* Given material:
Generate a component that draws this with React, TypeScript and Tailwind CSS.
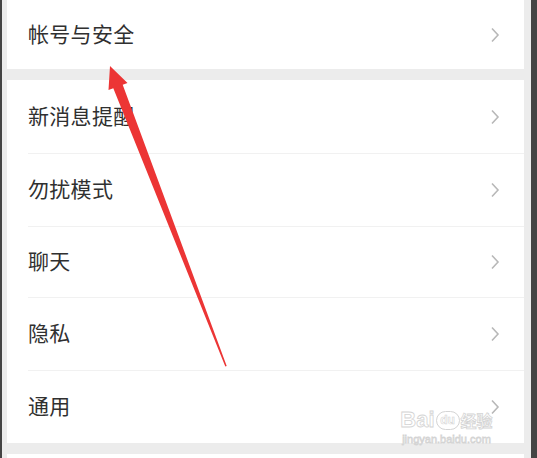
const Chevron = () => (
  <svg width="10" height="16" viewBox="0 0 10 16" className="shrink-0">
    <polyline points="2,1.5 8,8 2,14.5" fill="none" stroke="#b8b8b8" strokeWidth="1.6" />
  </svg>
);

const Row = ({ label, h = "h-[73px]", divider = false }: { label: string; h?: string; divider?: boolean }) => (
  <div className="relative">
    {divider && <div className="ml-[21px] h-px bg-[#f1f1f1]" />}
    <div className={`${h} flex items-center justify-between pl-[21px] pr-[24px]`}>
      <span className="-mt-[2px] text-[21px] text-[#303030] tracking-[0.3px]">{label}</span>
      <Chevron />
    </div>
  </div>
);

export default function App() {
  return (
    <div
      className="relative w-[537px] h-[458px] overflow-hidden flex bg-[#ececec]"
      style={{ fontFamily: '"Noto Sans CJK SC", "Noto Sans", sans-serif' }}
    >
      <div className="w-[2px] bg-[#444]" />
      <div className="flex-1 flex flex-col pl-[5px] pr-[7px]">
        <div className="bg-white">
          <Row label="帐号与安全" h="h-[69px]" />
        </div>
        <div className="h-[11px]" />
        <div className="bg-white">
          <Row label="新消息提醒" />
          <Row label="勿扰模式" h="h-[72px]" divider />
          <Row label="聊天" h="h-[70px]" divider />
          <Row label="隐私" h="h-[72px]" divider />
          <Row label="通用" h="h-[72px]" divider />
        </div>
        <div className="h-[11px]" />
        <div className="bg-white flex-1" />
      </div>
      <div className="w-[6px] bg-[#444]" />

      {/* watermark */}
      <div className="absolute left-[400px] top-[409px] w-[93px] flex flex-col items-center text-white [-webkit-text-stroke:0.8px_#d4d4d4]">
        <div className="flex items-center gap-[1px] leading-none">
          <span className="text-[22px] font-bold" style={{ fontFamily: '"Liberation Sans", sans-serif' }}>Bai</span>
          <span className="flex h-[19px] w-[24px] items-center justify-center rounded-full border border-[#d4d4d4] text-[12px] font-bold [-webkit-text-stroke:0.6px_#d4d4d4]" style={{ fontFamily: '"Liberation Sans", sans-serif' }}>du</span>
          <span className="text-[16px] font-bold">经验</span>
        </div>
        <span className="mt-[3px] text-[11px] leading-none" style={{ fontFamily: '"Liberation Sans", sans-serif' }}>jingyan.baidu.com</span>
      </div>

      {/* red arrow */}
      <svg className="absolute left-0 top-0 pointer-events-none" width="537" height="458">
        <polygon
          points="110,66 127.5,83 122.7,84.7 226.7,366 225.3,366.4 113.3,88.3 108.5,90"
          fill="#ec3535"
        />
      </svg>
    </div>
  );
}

* Your instructions: Reproduce every line precisely as given, omitting all pictures.

* Correct answer:
Generate a component that draws this with React, TypeScript and Tailwind CSS.
const Chevron = () => (
  <svg width="10" height="16" viewBox="0 0 10 16" className="shrink-0">
    <polyline points="2,1.5 8,8 2,14.5" fill="none" stroke="#b8b8b8" strokeWidth="1.6" />
  </svg>
);

const Row = ({ label, h = "h-[73px]", divider = false }: { label: string; h?: string; divider?: boolean }) => (
  <div className="relative">
    {divider && <div className="ml-[21px] h-px bg-[#f1f1f1]" />}
    <div className={`${h} flex items-center justify-between pl-[21px] pr-[24px]`}>
      <span className="-mt-[2px] text-[21px] text-[#303030] tracking-[0.3px]">{label}</span>
      <Chevron />
    </div>
  </div>
);

export default function App() {
  return (
    <div
      className="relative w-[537px] h-[458px] overflow-hidden flex bg-[#ececec]"
      style={{ fontFamily: '"Noto Sans CJK SC", "Noto Sans", sans-serif' }}
    >
      <div className="w-[2px] bg-[#444]" />
      <div className="flex-1 flex flex-col pl-[5px] pr-[7px]">
        <div className="bg-white">
          <Row label="帐号与安全" h="h-[69px]" />
        </div>
        <div className="h-[11px]" />
        <div className="bg-white">
          <Row label="新消息提醒" />
          <Row label="勿扰模式" h="h-[72px]" divider />
          <Row label="聊天" h="h-[70px]" divider />
          <Row label="隐私" h="h-[72px]" divider />
          <Row label="通用" h="h-[72px]" divider />
        </div>
        <div className="h-[11px]" />
        <div className="bg-white flex-1" />
      </div>
      <div className="w-[6px] bg-[#444]" />

      {/* watermark */}
      <div className="absolute left-[400px] top-[409px] w-[93px] flex flex-col items-center text-white [-webkit-text-stroke:0.8px_#d4d4d4]">
        <div className="flex items-center gap-[1px] leading-none">
          <span className="text-[22px] font-bold" style={{ fontFamily: '"Liberation Sans", sans-serif' }}>Bai</span>
          <span className="flex h-[19px] w-[24px] items-center justify-center rounded-full border border-[#d4d4d4] text-[12px] font-bold [-webkit-text-stroke:0.6px_#d4d4d4]" style={{ fontFamily: '"Liberation Sans", sans-serif' }}>du</span>
          <span className="text-[16px] font-bold">经验</span>
        </div>
        <span className="mt-[3px] text-[11px] leading-none" style={{ fontFamily: '"Liberation Sans", sans-serif' }}>jingyan.baidu.com</span>
      </div>

      {/* red arrow */}
      <svg className="absolute left-0 top-0 pointer-events-none" width="537" height="458">
        <polygon
          points="110,66 127.5,83 122.7,84.7 226.7,366 225.3,366.4 113.3,88.3 108.5,90"
          fill="#ec3535"
        />
      </svg>
    </div>
  );
}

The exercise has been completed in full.